## Requirements
Check each line of the listing below for the string "styles", and copy the ones that have it.
───── Raw data ─────
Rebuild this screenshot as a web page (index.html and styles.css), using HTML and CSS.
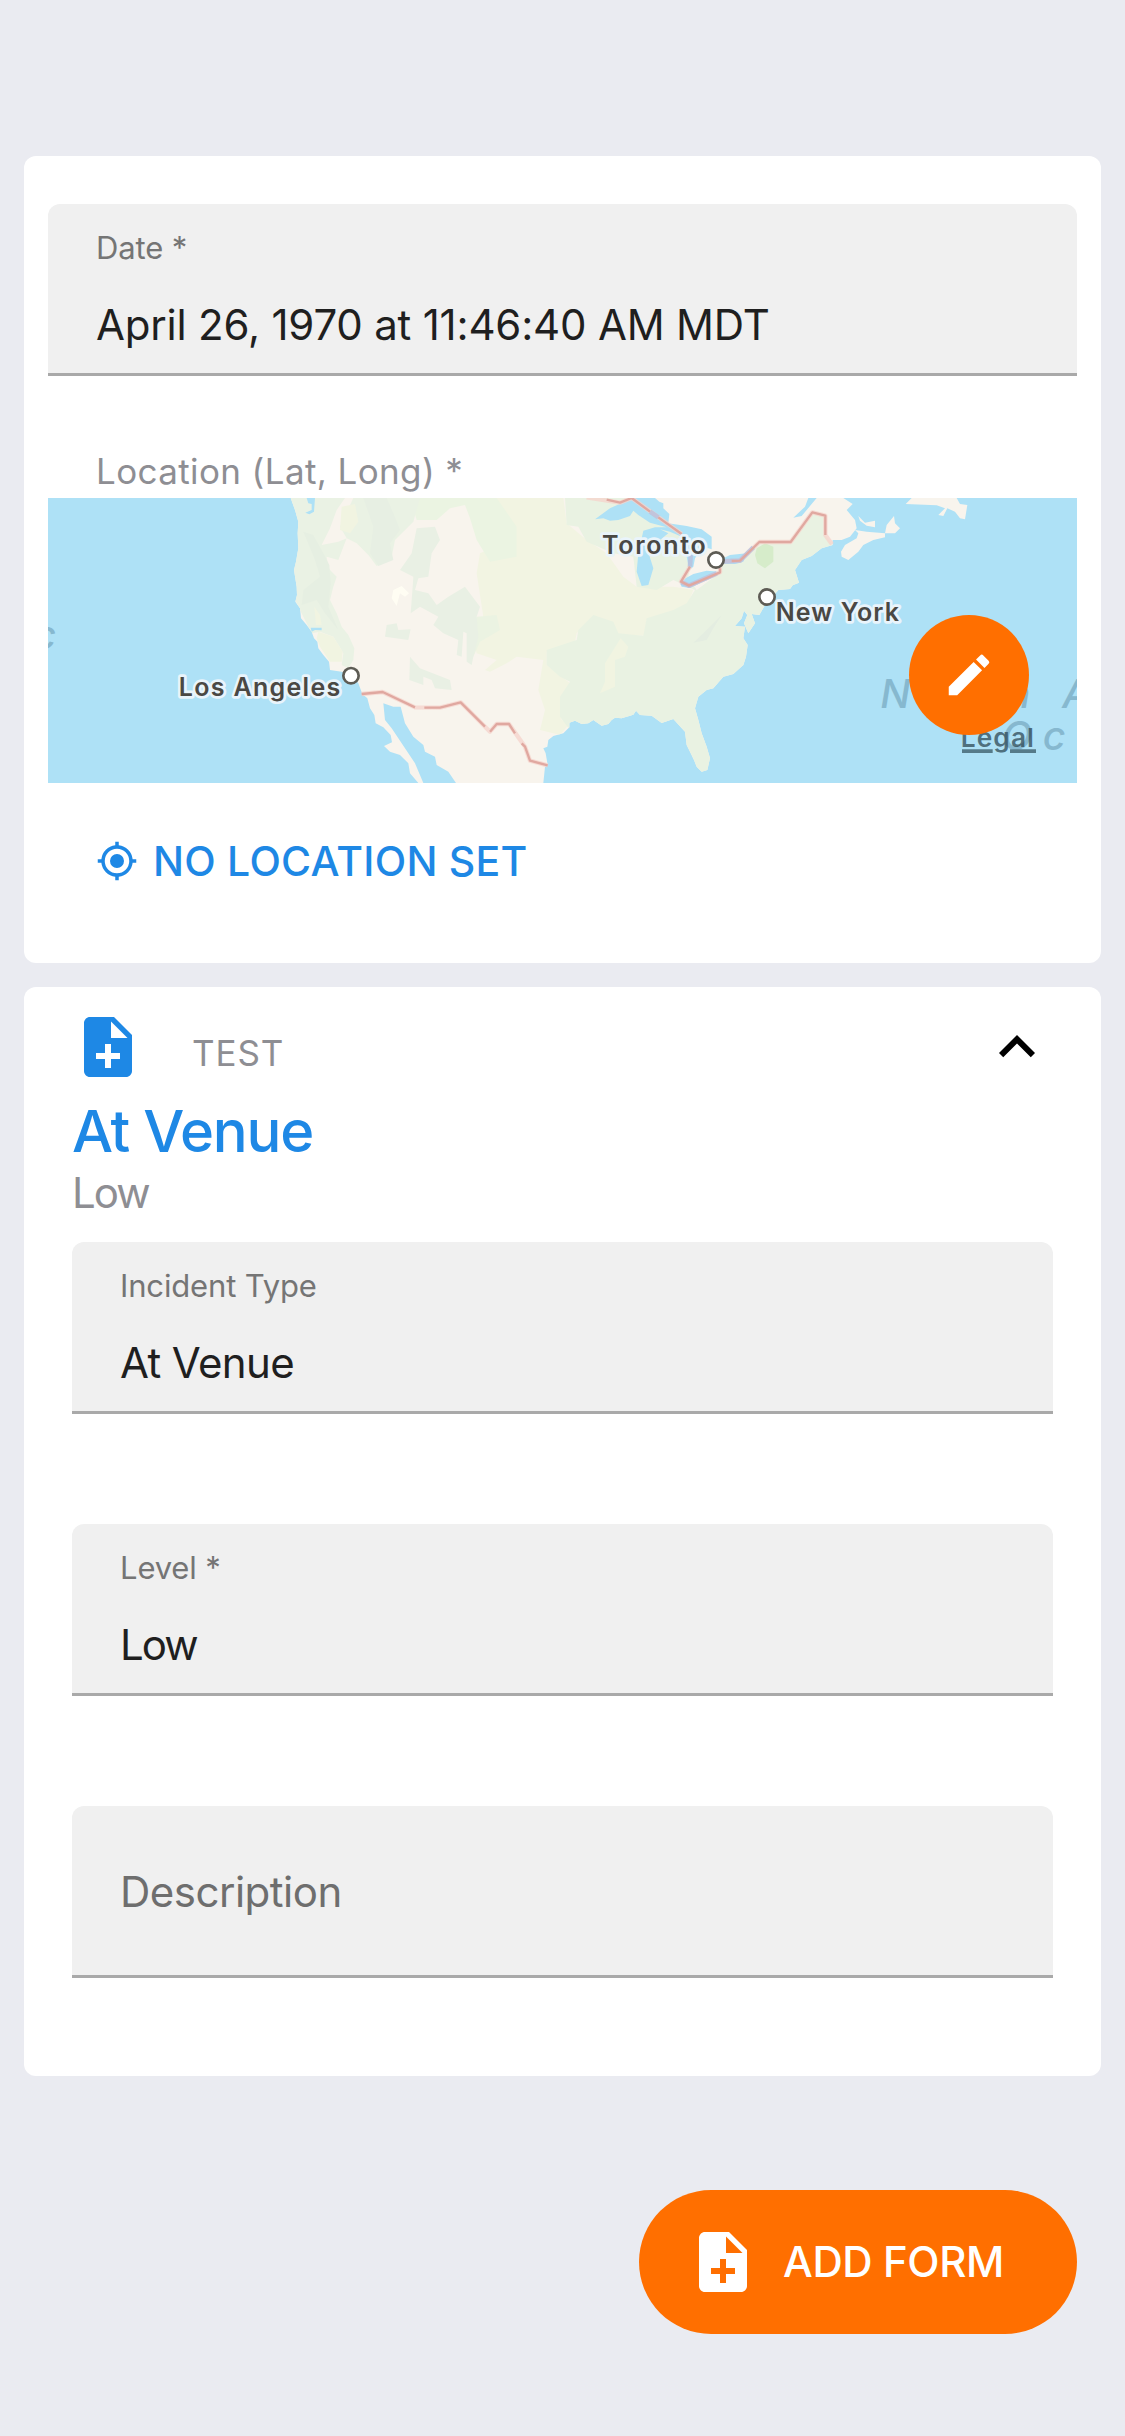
FILE: index.html
```html
<!DOCTYPE html>
<html lang="en">
<head>
<meta charset="utf-8">
<title>Observation</title>
<link rel="stylesheet" href="styles.css">
</head>
<body>
<main class="page">
  <section class="card card-main">
    <div class="field">
      <div class="field-label">Date *</div>
      <div class="field-value field-value-date">April 26, 1970 at 11:46:40 AM MDT</div>
    </div>
    <div class="location-label">Location (Lat, Long) *</div>
    <div class="map">
      <svg class="map-canvas" viewBox="24 24 3087 855">
        <defs>
          <path id="land" d="M752 24 765 60 775 95 773 130 775 175 768 215 762 240 770 290 771 315 766 335 780 355 783 385 800 405 815 425 822 445 832 455 835 475 850 495 867 515 870 540 905 545 940 560 955 580 967 612 982 625 990 655 1003 675 1007 700 1030 712 1052 735 1056 757 1032 768 1050 785 1080 795 1105 820 1110 850 1135 879H1150L1125 820 1085 760 1055 715 1035 690 1030 640 1060 650 1082 650 1095 700 1120 740 1150 765 1155 785 1185 800 1190 825 1225 845 1248 879H1510L1515 830 1523 825 1517 790 1510 775 1522 770 1525 750 1540 738 1570 730 1588 712 1588 698 1605 692 1625 702 1645 700 1660 690 1685 707 1705 702 1715 690 1725 683 1745 685 1780 674 1788 662 1800 675 1835 677 1865 699 1900 687 1935 725 1940 765 1950 785 1962 810 1970 830 1985 845 2002 840 2010 805 2000 770 1985 730 1975 690 1965 655 1975 620 2000 600 2020 595 2050 560 2080 552 2110 525 2118 500 2123 465 2110 445 2115 410 2085 408 2105 385 2112 362 2122 375 2112 400 2125 430 2145 400 2135 372 2158 375 2172 350 2215 300 2250 297 2258 286 2277 278 2265 240 2285 210 2315 198 2345 175 2378 165 2378 150 2405 150 2430 140 2450 115 2445 90 2420 60 2438 42 2410 24H2330L2285 78 2260 83 2295 50 2305 24Z"/>
          <clipPath id="land-clip"><use href="#land"/></clipPath>
        </defs>
        <use href="#land" fill="#f8f4ed"/>
        <g clip-path="url(#land-clip)">
          <!-- plains and prairies -->
          <path fill="#f2f4e2" d="M1370 24H1570L1580 100 1640 150 1700 190 1750 260 1790 290 1900 290 1960 300 1945 340 1900 385 1820 390 1815 437 1735 432 1715 395 1660 380 1610 430 1605 455 1520 485 1520 525 1565 560 1590 580 1560 630 1565 690 1590 700 1560 735 1500 720 1515 660 1495 600 1510 510 1430 500 1400 520 1350 545 1335 540 1370 510 1310 490 1290 400 1330 380 1310 250 1320 190 1410 150Z"/>
          <path fill="#ebf4e2" d="M1110 24H1370L1430 110 1430 200 1350 215 1310 150 1290 85 1275 45 1230 55 1190 90 1130 90Z"/>
          <path fill="#ebf3e2" d="M1310 380 1370 375 1380 420 1320 455 1300 500 1290 430Z"/>
          <!-- eastern forests -->
          <path fill="#e9f2e2" d="M1575 24H1780L1925 130 1955 200 1945 260 1970 300 2030 255 2050 215 2100 212 2155 156 2250 156 2317 67 2356 77 2356 135 2380 168 2400 400 2100 600 2050 879 1590 720 1560 680 1560 620 1590 575 1560 560 1520 525 1520 480 1610 450 1615 420 1660 375 1720 395 1735 430 1810 437 1820 385 1900 360 1940 340 1965 300 1900 270 1850 300 1790 290 1780 200 1720 190 1640 155 1615 110 1580 105Z"/>
          <path fill="#f1f4e1" d="M1742 445 1765 470 1755 500 1725 510 1725 590 1680 610 1695 575 1695 520Z"/>
          <path fill="#e4ede1" d="M2045 375 1990 430 1960 458 2000 450 2020 415Z"/>
          <!-- pacific north-west and the rockies -->
          <path fill="#eaf2e4" d="M740 24H915L890 60 870 115 845 165 895 155 920 145 895 210 860 200 865 235 890 260 880 290 870 330 890 370 905 410 925 435 943 475 940 510 925 535 905 525 910 490 880 440 840 425 815 430 750 300Z"/>
          <path fill="#e6efe2" d="M790 125 820 135 850 190 868 225 872 280 865 350 895 420 855 370 830 330 785 345 790 300 840 260 825 210Z"/>
          <path fill="#eaf2e4" d="M940 24H1140L1120 95 1065 150 1055 200 1010 228 985 195 950 160 920 145 900 110Z"/>
          <path fill="#e7efe3" d="M970 24H1040L1060 70 1080 120 1050 160 1060 210 1015 228 990 190 1000 110Z"/>
          <path fill="#f1f4e1" d="M905 50 945 42 955 95 930 130 900 120ZM835 425 880 440 908 485 905 515 870 515 840 470 830 445ZM823 350 840 375 845 405 828 405Z"/>
          <path fill="#e9f0e4" d="M1130 115 1185 110 1200 150 1175 190 1165 260 1135 265 1125 300 1165 310 1190 345 1225 320 1275 290 1320 350 1310 380 1315 440 1300 500 1295 525 1280 515 1280 430 1270 425 1265 500 1250 495 1255 450 1210 430 1180 405 1195 380 1140 350 1112 370 1118 290 1120 260 1080 240 1115 190ZM1110 500 1140 535 1230 570 1235 600 1185 595 1175 570 1150 560 1150 585 1108 570ZM1040 405 1070 400 1075 420 1112 418 1105 450 1035 440Z"/>
          <path fill="#fffdf3" d="M1060 300 1085 288 1107 310 1095 320 1080 310 1070 348 1055 325Z"/>
          <path fill="#d6ecca" d="M2150 175 2175 160 2200 170 2200 215 2175 235 2152 220 2145 195Z"/>
        </g>
        <g fill="#aee1f6">
          <path d="M800 24H825L822 65 808 73 796 68 815 60 815 42 805 40ZM812 413 845 413 845 421 825 420 815 425Z"/>
          <path d="M1665 88 1710 55 1765 30 1780 24H1845L1858 35 1870 40 1870 55 1888 72 1885 100 1940 108 1985 118 2015 140 2015 178 1990 170 1975 190 1965 205 1960 230 1948 240 1940 200 1925 140 1890 125 1860 118 1885 130 1860 150 1815 155 1840 235 1825 285 1805 288 1790 245 1795 190 1810 122 1845 112 1880 112 1830 98 1795 75 1780 62 1770 78 1735 90 1710 92 1690 85Z"/>
          <path d="M1918 275 1960 252 2000 242 2040 245 2040 252 1950 294 1925 290ZM2050 205 2070 195 2120 190 2110 215 2085 222 2050 222Z"/>
        </g>
        <g fill="#f8f4ed">
          <path d="M2403 185 2415 165 2450 145 2455 130 2445 120 2480 125 2535 130 2535 142 2500 150 2470 165 2455 185 2425 210 2405 200ZM2535 130 2540 105 2562 78 2565 100 2580 115 2565 130ZM2455 78 2475 98 2505 92 2505 112 2480 107 2460 92ZM2597 42 2615 24H2750L2760 42 2782 45 2775 88 2760 85 2745 65 2722 55 2710 78 2695 75 2715 55 2690 46Z"/>
        </g>
        <g fill="none" stroke-linejoin="round">
          <g stroke="#f6d3cb" stroke-opacity=".75" stroke-width="13">
            <path d="M965 612 1028 606 1125 652 1200 653 1262 637 1350 725 1370 702 1407 702 1455 770 1470 812 1523 826"/>
            <path d="M1640 22 1740 38 1775 24 1925 132"/>
            <path d="M1950 230 1923 275 1947 287 2040 247 2040 215 2100 212 2158 156 2252 156 2317 67 2356 77 2356 135 2376 163"/>
          </g>
          <g stroke="#b9bfdc" stroke-opacity=".8" stroke-width="14">
            <path d="M1830 65 1855 82M1952 195 1950 230M1925 277 1947 287 2030 250M2050 214 2100 212 2140 172"/>
          </g>
          <g stroke="#e0a8a0" stroke-width="7">
            <path d="M965 612 1028 606 1125 652M1153 653 1200 653 1262 637 1335 710M1350 725 1370 702 1407 702 1425 730M1445 760 1455 770 1470 812 1523 826"/>
            <path d="M1700 29 1740 38 1775 24 1830 65M1855 82 1925 132M1950 230 1923 275 1947 287 2040 247 2040 235M2075 213 2100 212 2158 156 2252 156 2317 67 2356 77 2356 135"/>
          </g>
        </g>
        <g class="ocean-name">
          <text x="-20" y="478">c</text>
          <text x="2521" y="655" letter-spacing="32">North Atlantic</text>
          <text x="2886" y="780" letter-spacing="31">Ocean</text>
        </g>
        <g class="city-name">
          <text x="416" y="618" textLength="485">Los Angeles</text>
          <text x="1686" y="192" textLength="311">Toronto</text>
          <text x="2207" y="392" textLength="370">New York</text>
        </g>
        <g fill="#fff" stroke="#5d5b54" stroke-width="8">
          <circle cx="933" cy="557" r="23"/>
          <circle cx="2028" cy="210" r="23"/>
          <circle cx="2181" cy="321" r="23"/>
        </g>
        <text class="legal" x="2762" y="770" textLength="220">Legal</text>
        <path class="legal-line" d="M2766 783.5H2858M2910 783.5H2988"/>
      </svg>
      <button class="edit-button" aria-label="Edit location">
        <svg viewBox="0 0 24 24"><path d="M3 17.25V21h3.75L17.81 9.94l-3.75-3.75L3 17.25zM20.71 7.04a1 1 0 0 0 0-1.41l-2.34-2.34a1 1 0 0 0-1.41 0l-1.83 1.83 3.75 3.75 1.83-1.83z"/></svg>
      </button>
    </div>
    <div class="location-row">
      <svg viewBox="0 0 24 24"><path d="M12 8a4 4 0 1 0 0 8 4 4 0 0 0 0-8zm8.94 3A8.994 8.994 0 0 0 13 3.06V1h-2v2.06A8.994 8.994 0 0 0 3.06 11H1v2h2.06A8.994 8.994 0 0 0 11 20.94V23h2v-2.06A8.994 8.994 0 0 0 20.94 13H23v-2h-2.06zM12 19a7 7 0 1 1 0-14 7 7 0 0 1 0 14z"/></svg>
      <span class="location-text">NO LOCATION SET</span>
    </div>
  </section>

  <section class="card card-form">
    <header class="form-header">
      <svg class="form-icon" viewBox="0 0 24 24"><path d="M14 2H6c-1.1 0-2 .9-2 2v16c0 1.1.9 2 2 2h12c1.1 0 2-.9 2-2V8l-6-6zm2 14h-3v3h-2v-3H8v-2h3v-3h2v3h3v2zm-3-7V3.500L18.500 9H13z"/></svg>
      <span class="form-name">TEST</span>
      <svg class="form-toggle" viewBox="0 0 24 24"><path d="M12 8l-6 6 1.410 1.410L12 10.830l4.590 4.580L18 14z"/></svg>
    </header>
    <h1 class="form-title">At Venue</h1>
    <p class="form-subtitle">Low</p>
    <div class="fields">
      <div class="field">
        <div class="field-label">Incident Type</div>
        <div class="field-value">At Venue</div>
      </div>
      <div class="field">
        <div class="field-label">Level *</div>
        <div class="field-value field-value-short">Low</div>
      </div>
      <div class="field field-empty">
        <div class="field-placeholder">Description</div>
      </div>
    </div>
  </section>

  <button class="add-button">
    <svg viewBox="0 0 24 24"><path d="M14 2H6c-1.1 0-2 .9-2 2v16c0 1.1.9 2 2 2h12c1.1 0 2-.9 2-2V8l-6-6zm2 14h-3v3h-2v-3H8v-2h3v-3h2v3h3v2zm-3-7V3.500L18.500 9H13z"/></svg>
    <span>ADD FORM</span>
  </button>
</main>
</body>
</html>
```
FILE: styles.css
```css
* { box-sizing: border-box; }

body {
  margin: 0;
  background: #eaebf1;
  font-family: Inter, "Liberation Sans", sans-serif;
}

svg { display: block; }

.page {
  width: 1125px;
  height: 2436px;
  padding: 156px 24px 0;
  display: flex;
  flex-direction: column;
  overflow: hidden;
}

.card {
  background: #fff;
  border-radius: 12px;
  flex: none;
}

.card-main {
  height: 807px;
  padding: 48px 24px 0;
}

.card-form {
  height: 1089px;
  margin-top: 24px;
  padding: 24px 48px 0;
}

.field {
  height: 172px;
  padding: 24px 48px 0;
  background: #f0f0f0;
  border-bottom: 3px solid #a9a9a9;
  border-radius: 12px 12px 0 0;
}

.field-label {
  font-size: 31px;
  line-height: 40px;
  letter-spacing: -.15px;
  color: #757575;
}

.field-value {
  margin-top: 32px;
  font-size: 42px;
  line-height: 50px;
  letter-spacing: -.65px;
  color: #1f1f1f;
}

.field-value-date { letter-spacing: -.2px; }

.field-value-short { letter-spacing: -2px; }

.field-empty {
  display: flex;
  align-items: center;
  padding-top: 2px;
}

.field-placeholder {
  font-size: 42px;
  line-height: 50px;
  letter-spacing: -.5px;
  color: #6e6e6e;
}

.location-label {
  margin: 73px 0 5px;
  padding-left: 48px;
  font-size: 35px;
  line-height: 44px;
  letter-spacing: .38px;
  color: #8e8e93;
}

.map {
  position: relative;
  height: 285px;
  background: #aee1f6;
  overflow: hidden;
}

.map-canvas {
  width: 1029px;
  height: 285px;
}

.city-name text {
  font-size: 75px;
  font-weight: 600;
  fill: #4a4844;
  stroke: #e9f4fb;
  stroke-width: 16px;
  stroke-linejoin: round;
  paint-order: stroke;
}

.ocean-name text {
  font-size: 119px;
  font-style: italic;
  font-weight: 500;
  fill: #86b8cf;
}

.legal {
  font-size: 79px;
  font-weight: 600;
  fill: #2b4450;
  fill-opacity: .72;
}

.legal-line {
  fill: none;
  stroke: #557a89;
  stroke-width: 11px;
}

.edit-button {
  position: absolute;
  right: 48px;
  top: 117px;
  width: 120px;
  height: 120px;
  padding: 0;
  border: 0;
  border-radius: 50%;
  background: #ff6f00;
  display: flex;
  align-items: center;
  justify-content: center;
}

.edit-button svg {
  width: 54px;
  height: 54px;
  fill: #fff;
}

.location-row {
  display: flex;
  align-items: center;
  gap: 15px;
  height: 60px;
  margin-top: 48px;
  padding-left: 48px;
  color: #1e88e5;
}

.location-row svg {
  width: 42px;
  height: 42px;
  fill: currentColor;
}

.location-text {
  font-size: 41px;
  font-weight: 500;
  line-height: 60px;
  letter-spacing: .25px;
}

.form-header {
  display: flex;
  height: 72px;
}

.form-icon {
  width: 72px;
  height: 72px;
  fill: #1e88e5;
}

.form-name {
  margin: 0 auto 0 48px;
  padding-top: 12px;
  font-size: 35px;
  line-height: 60px;
  letter-spacing: .9px;
  color: #8e8e93;
}

.form-toggle {
  width: 72px;
  height: 72px;
  fill: #000;
}

.form-title {
  margin: 15px 0 0;
  font-size: 58px;
  font-weight: 500;
  line-height: 66px;
  letter-spacing: -1.25px;
  color: #1e88e5;
}

.form-subtitle {
  margin: 4px 0 24px;
  font-size: 42px;
  line-height: 50px;
  letter-spacing: -2px;
  color: #8e8e93;
}

.fields {
  display: flex;
  flex-direction: column;
  gap: 110px;
}

.add-button {
  align-self: flex-end;
  flex: none;
  display: flex;
  align-items: center;
  gap: 24px;
  width: 438px;
  height: 144px;
  margin: 114px 24px 0 0;
  padding: 0 0 0 48px;
  border: 0;
  border-radius: 72px;
  background: #ff6f00;
  color: #fff;
  font-family: inherit;
  font-size: 42px;
  font-weight: 500;
  line-height: 60px;
  letter-spacing: -.4px;
  white-space: nowrap;
}

.add-button svg {
  width: 72px;
  height: 72px;
  fill: currentColor;
}
```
─────
## Response below
Rebuild this screenshot as a web page (index.html and styles.css), using HTML and CSS.
<link rel="stylesheet" href="styles.css">
FILE: styles.css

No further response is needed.